Les projets de « reconstruction » de l’Ukraine, souvent présentés comme une lueur d’espoir, exigent une vigilance renforcée. Dirigés par des institutions telles que BlackRock ou le FMI, ces plans risquent de transformer le pays en laboratoire néolibéral : accaparement des terres agricoles par des fonds spéculatifs, privatisation des infrastructures au bénéfice des multinationales, droits sociaux sacrifiés sur l’autel de la « compétitivité ». Ce scénario, déjà observé en Irak ou en Grèce, imposerait une double peine aux Ukrainiens : après la guerre, la dilapidation.

L’Europe, quant à elle, paie le prix de sa dépendance stratégique.

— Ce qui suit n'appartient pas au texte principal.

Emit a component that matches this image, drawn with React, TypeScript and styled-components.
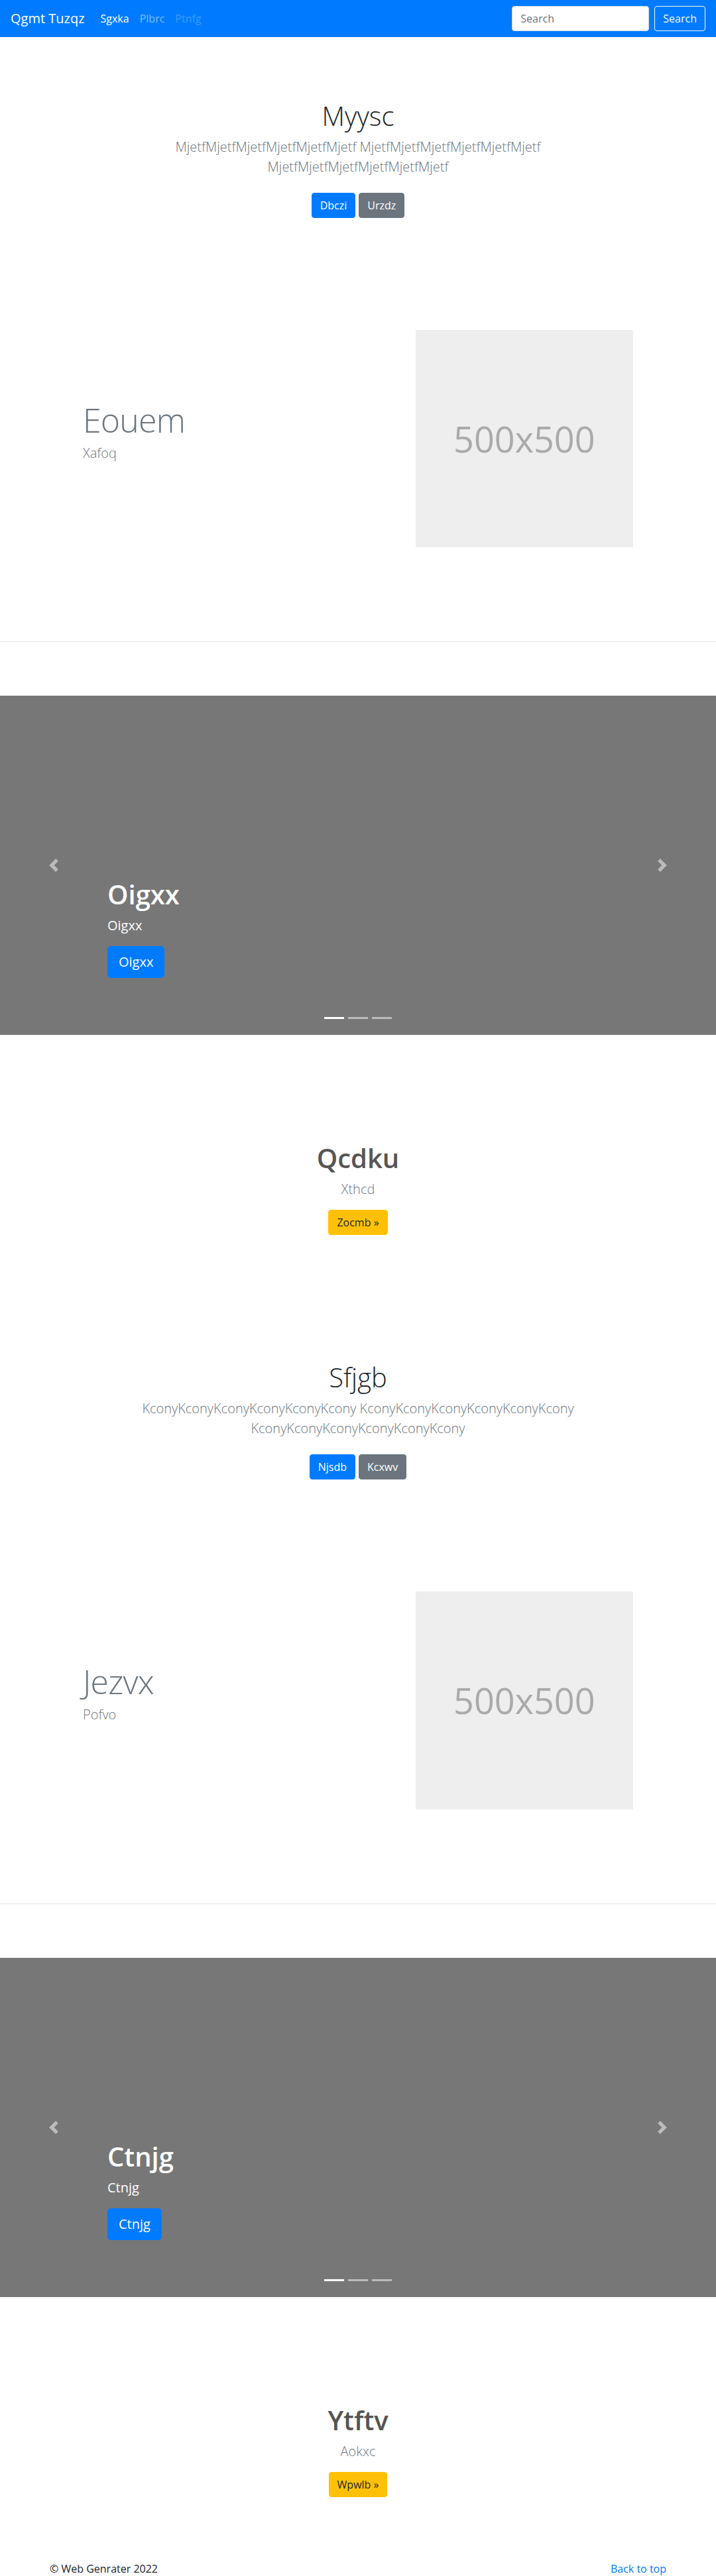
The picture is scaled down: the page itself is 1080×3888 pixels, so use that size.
import React from 'react';
import styled, { createGlobalStyle } from 'styled-components';

const GlobalStyle = createGlobalStyle`
  *, *::before, *::after {
    box-sizing: border-box;
  }
  body {
    margin: 0;
    font-family: "Segoe UI", "Open Sans", "Noto Sans", Arial, sans-serif;
    font-size: 16px;
    line-height: 1.5;
    color: #212529;
    background-color: #fff;
  }
  h1, h2, p {
    margin: 0;
  }
`;

type Variant = 'primary' | 'secondary' | 'warning' | 'outlineLight';

const variants: Record<Variant, string> = {
  primary: 'background-color: #007bff; border-color: #007bff; color: #fff;',
  secondary: 'background-color: #6c757d; border-color: #6c757d; color: #fff;',
  warning: 'background-color: #ffc107; border-color: #ffc107; color: #212529;',
  outlineLight: 'background-color: transparent; border-color: #f8f9fa; color: #f8f9fa;',
};

const Button = styled.a<{ $variant: Variant; $lg?: boolean }>`
  display: inline-block;
  padding: ${p => (p.$lg ? '8px 16px' : '6px 12px')};
  font-size: ${p => (p.$lg ? '20px' : '16px')};
  font-weight: 400;
  line-height: 1.5;
  border: 1px solid transparent;
  border-radius: ${p => (p.$lg ? '5px' : '4px')};
  text-decoration: none;
  white-space: nowrap;
  cursor: pointer;
  ${p => variants[p.$variant]}
`;

/* navbar */

const Navbar = styled.nav`
  display: flex;
  align-items: center;
  height: 56px;
  padding: 8px 16px;
  background-color: #007bff;
`;

const Brand = styled.a`
  padding: 5px 0;
  margin-right: 16px;
  font-size: 20px;
  line-height: 30px;
  color: #fff;
  text-decoration: none;
  white-space: nowrap;
`;

const NavList = styled.ul`
  display: flex;
  margin: 0 auto 0 0;
  padding: 0;
  list-style: none;
`;

type LinkState = 'active' | 'idle' | 'disabled';

const linkColors: Record<LinkState, string> = {
  active: '#fff',
  idle: 'rgba(255, 255, 255, 0.5)',
  disabled: 'rgba(255, 255, 255, 0.25)',
};

const NavLink = styled.a<{ $state: LinkState }>`
  display: block;
  padding: 8px;
  color: ${p => linkColors[p.$state]};
  text-decoration: none;
`;

const SearchForm = styled.form`
  display: flex;
  align-items: center;
  gap: 8px;
`;

const SearchInput = styled.input`
  width: 207px;
  height: 38px;
  padding: 6px 12px;
  font-family: inherit;
  font-size: 16px;
  color: #495057;
  background-color: #fff;
  border: 1px solid #ced4da;
  border-radius: 4px;
  &::placeholder {
    color: #6c757d;
  }
`;

/* jumbotron */

const Jumbotron = styled.section`
  padding-top: 95px;
  text-align: center;
`;

const JumboInner = styled.div`
  max-width: 700px;
  margin: 0 auto;
  padding: 0 15px;
`;

const JumboTitle = styled.h1`
  margin-bottom: 8px;
  font-size: 40px;
  font-weight: 300;
  line-height: 1.2;
  color: #212529;
`;

const Lead = styled.p`
  margin-bottom: 16px;
  font-size: 20px;
  font-weight: 300;
  line-height: 1.5;
  color: #6c757d;
`;

// padding instead of margin so the gaps do not collapse into the lead's margin
const ButtonRow = styled.div`
  display: flex;
  justify-content: center;
  gap: 5px;
  padding: 8px 0;
`;

/* featurette */

const FeatureRow = styled.div`
  display: flex;
  align-items: center;
  width: 860px;
  margin: 161px auto 0;
`;

const FeatureText = styled.div`
  flex: 0 0 58.3333%;
  padding: 0 15px;
`;

const FeatureMedia = styled.div`
  flex: 0 0 41.6667%;
  padding: 0 15px;
`;

const FeatureHeading = styled.h2`
  margin-bottom: 10px;
  font-size: 50px;
  font-weight: 300;
  line-height: 1;
  letter-spacing: -0.8px;
  color: #6c757d;
`;

const Placeholder = styled.div`
  display: flex;
  align-items: center;
  justify-content: center;
  aspect-ratio: 1;
  background-color: #eee;
  font-size: 54px;
  color: #aaa;
`;

const Divider = styled.hr`
  margin: 142px 0 81px;
  border: 0;
  border-top: 1px solid rgba(0, 0, 0, 0.1);
`;

/* carousel */

const Carousel = styled.div`
  position: relative;
  height: 512px;
  background-color: #777;
`;

const Caption = styled.div`
  position: absolute;
  left: 15%;
  right: 15%;
  bottom: 50px;
  z-index: 10;
  padding: 20px 0;
  color: #fff;
  text-align: left;
`;

const CaptionTitle = styled.h1`
  margin-bottom: 8px;
  font-size: 40px;
  font-weight: 600;
  line-height: 1.2;
`;

const CaptionText = styled.p`
  margin-bottom: 16px;
  font-size: 20px;
  line-height: 1.5;
`;

const CaptionAction = styled.div`
  display: flex;
  margin-bottom: 16px;
`;

const Control = styled.a<{ $side: 'left' | 'right' }>`
  position: absolute;
  top: 0;
  bottom: 0;
  ${p => p.$side}: 0;
  width: 15%;
  display: flex;
  align-items: center;
  justify-content: center;
  opacity: 0.5;
  color: #fff;
`;

const Indicators = styled.ol`
  position: absolute;
  left: 0;
  right: 0;
  bottom: 24px;
  display: flex;
  justify-content: center;
  gap: 6px;
  margin: 0;
  padding: 0;
  list-style: none;
`;

const Indicator = styled.li<{ $active?: boolean }>`
  width: 30px;
  height: 3px;
  background-color: #fff;
  opacity: ${p => (p.$active ? 1 : 0.5)};
`;

/* marketing */

const Marketing = styled.section`
  padding: 162px 0 96px;
  text-align: center;
`;

const MarketingTitle = styled.h2`
  margin-bottom: 8px;
  font-size: 40px;
  font-weight: 600;
  line-height: 1.2;
  color: #555;
`;

/* footer */

const Footer = styled.footer`
  display: flex;
  justify-content: space-between;
  max-width: 960px;
  margin: 0 auto;
  padding: 0 15px;
`;

const FooterText = styled.p`
  margin-bottom: 16px;
`;

const FooterLink = styled.a`
  color: #007bff;
  text-decoration: none;
`;

const Chevron = ({ dir }: { dir: 'prev' | 'next' }) => (
  <svg width="20" height="20" viewBox="0 0 8 8" fill="currentColor">
    <path
      d={
        dir === 'prev'
          ? 'M5.25 0l-4 4 4 4 1.5-1.5L4.25 4l2.5-2.5L5.25 0z'
          : 'M2.75 0l-1.5 1.5L3.75 4l-2.5 2.5L2.75 8l4-4-4-4z'
      }
    />
  </svg>
);

type Group = {
  title: string;
  lead: string;
  actions: [string, string];
  feature: [string, string];
  slide: string;
  market: [string, string, string];
};

const groups: Group[] = [
  {
    title: 'Myysc',
    lead: Array(3).fill('Mjetf'.repeat(6)).join(' '),
    actions: ['Dbczi', 'Urzdz'],
    feature: ['Eouem', 'Xafoq'],
    slide: 'Oigxx',
    market: ['Qcdku', 'Xthcd', 'Zocmb »'],
  },
  {
    title: 'Sfjgb',
    lead: Array(3).fill('Kcony'.repeat(6)).join(' '),
    actions: ['Njsdb', 'Kcxwv'],
    feature: ['Jezvx', 'Pofvo'],
    slide: 'Ctnjg',
    market: ['Ytftv', 'Aokxc', 'Wpwlb »'],
  },
];

const PageGroup = ({ g }: { g: Group }) => (
  <>
    <Jumbotron>
      <JumboInner>
        <JumboTitle>{g.title}</JumboTitle>
        <Lead>{g.lead}</Lead>
        <ButtonRow>
          <Button $variant="primary">{g.actions[0]}</Button>
          <Button $variant="secondary">{g.actions[1]}</Button>
        </ButtonRow>
      </JumboInner>
    </Jumbotron>

    <FeatureRow>
      <FeatureText>
        <FeatureHeading>{g.feature[0]}</FeatureHeading>
        <Lead>{g.feature[1]}</Lead>
      </FeatureText>
      <FeatureMedia>
        <Placeholder>500x500</Placeholder>
      </FeatureMedia>
    </FeatureRow>

    <Divider />

    <Carousel>
      <Indicators>
        <Indicator $active />
        <Indicator />
        <Indicator />
      </Indicators>
      <Caption>
        <CaptionTitle>{g.slide}</CaptionTitle>
        <CaptionText>{g.slide}</CaptionText>
        <CaptionAction>
          <Button $variant="primary" $lg>
            {g.slide}
          </Button>
        </CaptionAction>
      </Caption>
      <Control $side="left">
        <Chevron dir="prev" />
      </Control>
      <Control $side="right">
        <Chevron dir="next" />
      </Control>
    </Carousel>

    <Marketing>
      <MarketingTitle>{g.market[0]}</MarketingTitle>
      <Lead>{g.market[1]}</Lead>
      <div>
        <Button $variant="warning">{g.market[2]}</Button>
      </div>
    </Marketing>
  </>
);

const App = () => (
  <>
    <GlobalStyle />
    <Navbar>
      <Brand href="#">Qgmt Tuzqz</Brand>
      <NavList>
        <li>
          <NavLink $state="active" href="#">Sgxka</NavLink>
        </li>
        <li>
          <NavLink $state="idle" href="#">Plbrc</NavLink>
        </li>
        <li>
          <NavLink $state="disabled">Ptnfg</NavLink>
        </li>
      </NavList>
      <SearchForm onSubmit={e => e.preventDefault()}>
        <SearchInput type="text" placeholder="Search" />
        <Button $variant="outlineLight">Search</Button>
      </SearchForm>
    </Navbar>

    <main>
      {groups.map(g => (
        <PageGroup key={g.title} g={g} />
      ))}
    </main>

    <Footer>
      <FooterText>© Web Genrater 2022</FooterText>
      <FooterText>
        <FooterLink href="#">Back to top</FooterLink>
      </FooterText>
    </Footer>
  </>
);

export default App;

Pris de court par un Donald Trump isolationniste qui entend redéployer ses forces face à la Chine, Emmanuel Macron s’est livré à une rhétorique martiale, préparant les Français à un effort de guerre. Mais qu’en est-il de l’effort de paix auquel aspirent tous les peuples ? L’idée d’une guerre imminente contre une Russie prête à débarquer sur les Champs-Élysées apparaît davantage comme une justification commode à des politiques d’austérité qu’une réalité tangible.

Alors que nos collectivités locales cherchent désespérément à faire plus avec toujours moins, et que nos services publics s’épuisent à pallier les carences, le gouvernement semble pourtant capable de mobiliser soudainement des ressources considérables pour alimenter une escalade militaire aux objectifs incertains. Cette contradiction révèle un choix politique évident : sacrifier les besoins sociaux pour défendre une souveraineté factice, quitte à accentuer davantage les fractures internes d’une société déjà fragilisée par des crises successives. L’urgence véritable serait de reconstruire un modèle de coopération internationale fondé sur la solidarité, préservant ainsi à la fois la paix et le progrès social, plutôt que d’alimenter une spirale infinie de confrontations aux conséquences imprévisibles.

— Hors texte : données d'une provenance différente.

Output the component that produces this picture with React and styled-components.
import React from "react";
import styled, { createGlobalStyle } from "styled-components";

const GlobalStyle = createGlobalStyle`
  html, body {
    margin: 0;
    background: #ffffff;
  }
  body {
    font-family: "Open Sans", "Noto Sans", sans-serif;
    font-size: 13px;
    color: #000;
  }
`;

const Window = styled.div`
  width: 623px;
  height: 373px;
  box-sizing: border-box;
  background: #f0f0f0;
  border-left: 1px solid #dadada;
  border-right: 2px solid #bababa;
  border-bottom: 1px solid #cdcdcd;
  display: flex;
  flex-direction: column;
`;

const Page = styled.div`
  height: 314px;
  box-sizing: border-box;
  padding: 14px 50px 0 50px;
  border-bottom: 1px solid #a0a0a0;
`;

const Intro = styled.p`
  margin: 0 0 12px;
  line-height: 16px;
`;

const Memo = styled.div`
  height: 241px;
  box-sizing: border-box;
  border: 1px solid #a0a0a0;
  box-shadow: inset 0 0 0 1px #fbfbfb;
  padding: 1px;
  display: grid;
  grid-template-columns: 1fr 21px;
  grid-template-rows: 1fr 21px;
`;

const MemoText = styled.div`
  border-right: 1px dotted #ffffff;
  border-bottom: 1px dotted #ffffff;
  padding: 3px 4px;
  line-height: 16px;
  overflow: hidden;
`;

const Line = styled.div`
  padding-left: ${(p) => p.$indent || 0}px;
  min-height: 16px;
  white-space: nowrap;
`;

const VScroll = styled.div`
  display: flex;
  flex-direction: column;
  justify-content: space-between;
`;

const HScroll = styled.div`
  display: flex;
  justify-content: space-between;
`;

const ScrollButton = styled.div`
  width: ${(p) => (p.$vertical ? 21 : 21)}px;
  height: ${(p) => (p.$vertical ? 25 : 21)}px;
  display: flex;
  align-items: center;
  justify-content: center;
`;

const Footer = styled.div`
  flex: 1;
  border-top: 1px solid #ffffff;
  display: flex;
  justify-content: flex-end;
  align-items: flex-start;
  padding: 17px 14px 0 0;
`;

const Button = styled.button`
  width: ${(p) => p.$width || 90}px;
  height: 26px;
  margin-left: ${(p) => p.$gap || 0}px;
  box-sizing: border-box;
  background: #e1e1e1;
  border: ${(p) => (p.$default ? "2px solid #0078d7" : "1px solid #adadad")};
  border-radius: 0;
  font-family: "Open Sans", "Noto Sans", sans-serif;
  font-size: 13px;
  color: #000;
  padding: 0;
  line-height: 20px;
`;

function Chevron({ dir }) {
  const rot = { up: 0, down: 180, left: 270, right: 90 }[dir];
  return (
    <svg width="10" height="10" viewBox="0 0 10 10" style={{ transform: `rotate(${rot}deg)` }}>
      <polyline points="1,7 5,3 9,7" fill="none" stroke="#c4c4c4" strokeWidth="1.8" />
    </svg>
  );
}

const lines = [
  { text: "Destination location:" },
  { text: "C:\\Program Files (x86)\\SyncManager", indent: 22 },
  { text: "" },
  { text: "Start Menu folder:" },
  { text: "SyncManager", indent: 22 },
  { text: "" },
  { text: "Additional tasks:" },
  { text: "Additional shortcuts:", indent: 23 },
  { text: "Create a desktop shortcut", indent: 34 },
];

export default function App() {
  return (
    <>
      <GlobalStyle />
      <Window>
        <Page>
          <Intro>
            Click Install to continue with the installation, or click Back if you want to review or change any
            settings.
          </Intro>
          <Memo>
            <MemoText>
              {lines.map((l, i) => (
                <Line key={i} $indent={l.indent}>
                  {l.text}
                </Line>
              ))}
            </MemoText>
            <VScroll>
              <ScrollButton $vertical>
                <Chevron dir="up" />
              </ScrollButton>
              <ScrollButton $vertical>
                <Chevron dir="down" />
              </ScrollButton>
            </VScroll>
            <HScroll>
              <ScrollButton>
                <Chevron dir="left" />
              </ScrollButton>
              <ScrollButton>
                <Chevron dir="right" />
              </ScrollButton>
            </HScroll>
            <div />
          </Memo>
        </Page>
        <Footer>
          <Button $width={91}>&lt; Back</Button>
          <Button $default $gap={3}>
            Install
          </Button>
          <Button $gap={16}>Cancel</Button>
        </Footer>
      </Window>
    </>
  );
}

La France, membre permanent du Conseil de sécurité de l’ONU, a les moyens de sortir de l’immobilisme. Au lieu de s’enfermer dans une rhétorique guerrière, elle doit :

* Exiger un cessez-le-feu immédiat et soutenir des négociations sous l’égide de l’ONU, en impliquant des pays non-alignés (Inde, Brésil, Afrique du Sud) ainsi que les acteurs locaux ukrainiens et russes.

* Relancer les principes d’Helsinki de 1975, affirmant l’inviolabilité des frontières et la coopération paneuropéenne, tout en garantissant la sécurité de tous les États, y compris la Russie.

* Dialoguer activement avec les BRICS et organiser une conférence internationale sous l’égide du G20, afin de réduire le risque d'une guerre mondiale en incluant les pays du Sud global majoritaire.

La paix en Ukraine ne sera ni victoire ni capitulation, mais l’art fragile de concilier des intérêts antagonistes. À nous de refuser les simplifications dangereuses et de renouer avec notre vocation de puissance de paix, en exigeant l’arrêt immédiat des combats, en relançant le désarmement nucléaire et en construisant une sécurité européenne inclusive. Cela implique de rompre avec les logiques libérales qui ont laminé notre industrie, fragilisé notre souveraineté et jeté les peuples les uns contre les autres.